Les obligations concernent notamment les dirigeants européens. Car l’Union Européenne se distingue aujourd’hui comme étant le leader de la lutte contre le changement climatique. En juin 2020, le parlement européen a voté le règlement de taxonomie européen. Il s’agit d’une classification : l’objectif de l’Union Européenne est de classer la part du chiffre d’affaires des entreprises mais également leurs dépenses d’investissement et opérationnelles en fonction de leur contribution à un développement économique durable, selon une définition commune au sein des vingt-sept états membres. C’est une première et c’est ambitieux. 

 

Cela repose sur deux critères climatiques (réduction des émissions de gaz à effets de serre et adaptation aux conséquences du dérèglement climatique) et quatre critères environnementaux (préservation de l’eau douce et des océans, assainissement déchets, lutte contre les pollutions, économie circulaire et préservation de la biodiversité). Sept secteurs sont concernés pour les chiffres d’affaires. C’est une révolution importante en cours. 

 

Des directives en 2023 et 2024 vont venir compléter la taxonomie. C’est un règlement donc c’est le plus haut niveau de force juridique puisqu’il s’applique directement en droit interne. Les deux futures directives vont devoir être transposées en droit interne.

Dans ces directives se trouvent : la CSRD (Corporate Sustainability Reporting Directive) : directive qui va exiger un niveau inédit de rigueur et de comparabilité entre les entreprises dans le cadre de leur performance extra-financière. Toutes les entreprises se préparent à cette CSRD. Ses critères vont permettre de s’assurer d’une bonne santé extra-financière en sus d’une bonne santé financière. Il y a donc une véritable carte d’identité qui va permettre aux investisseurs de savoir s’ils souhaitent travailler avec telle ou telle entreprise. 

 

Il y a un second texte, la CS3D (Corporate Sutainability Due Diligence Directive), qui devrait être validé au parlement européen en mai 2023. Cette directive porte sur le devoir de vigilance, elle va imposer des obligations de résultats dans la chasse aux risques avec des contraintes judiciaires majeures en cas de défaillance. Ce texte est encore en cours. 
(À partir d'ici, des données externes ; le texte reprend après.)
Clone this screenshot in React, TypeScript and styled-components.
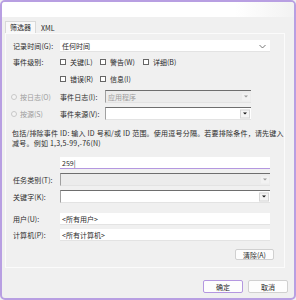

Entre la CSRD et la CS3D, la taxonomie a une complétude très intéressante pour que ce développement économique durable soit leader dans le monde et devienne un Golden Standard dans ce domaine. 

 

Comment le rôle du dirigeant devient-il de plus en plus important dans la réussite de ce défi environnemental ?

 

L’innovation est importante, mais tout dépend de quelle innovation il est question. On a trop longtemps cru que l’innovation technologique allait nous sortir de tous les mauvais pas. Mais l’innovation n’est plus l’apanage du seul laboratoire spécialisé. Cela se cache aussi dans l’intelligence collective et l’inclusion de tous les publics. Il est important de libérer la créativité de tous ceux souhaitant innover. Avec le dérèglement climatique, la variable est importante. Coopérer plutôt que d’être dans la concurrence est aujourd’hui important. Il n’est pas difficile de trouver des dirigeants gestionnaires, en revanche il est plus rare de rencontrer des dirigeants visionnaires. Valérie pense que nous avons surtout besoin de dirigeants leaders, ayant une vraie vision pour leur métier, s’inscrivant dans une transition écologique sincère, authentique, capable de fédérer, d’expliquer le projet de l’entreprise, et de galvaniser les collaborateurs par un enthousiasme d’être partie prenante. 

 

Quels retours d’expériences sur les bonnes et les mauvaises pratiques au sein d’une entreprise ?

 

L’atomisation des responsabilités dans l’entreprise est dramatique. Les silos sont souvent mentionnés. Pour avancer il faut faire confiance. Cette confiance permet d’identifier plus rapidement les jeunes talents et donc de les fidéliser. C’est difficile dans certains secteurs sous tension de recrutement, mais cela est possible quand on permet à ses talents de s’exprimer. Encore faut-il que l’organisation de l’entreprise ne soit pas trop verticale, car la confiance va de pair avec la transversalité. Quand on fait confiance, il faut donc accepter d’abattre les silos, même s’ils sont pratiques. 

 

Le courage managérial est une denrée rare mais très appréciée car le corps social n’est pas dupe et a besoin de leadership. Il a besoin de confiance, de vérité et de bienveillance. Et justement, le courage c’est de la bienveillance. C’est parce qu’on respecte le collaborateur qu’on a le courage de décider tout en lui expliquant les raisons. Bienveillance, courage managérial et confiance vont ensemble.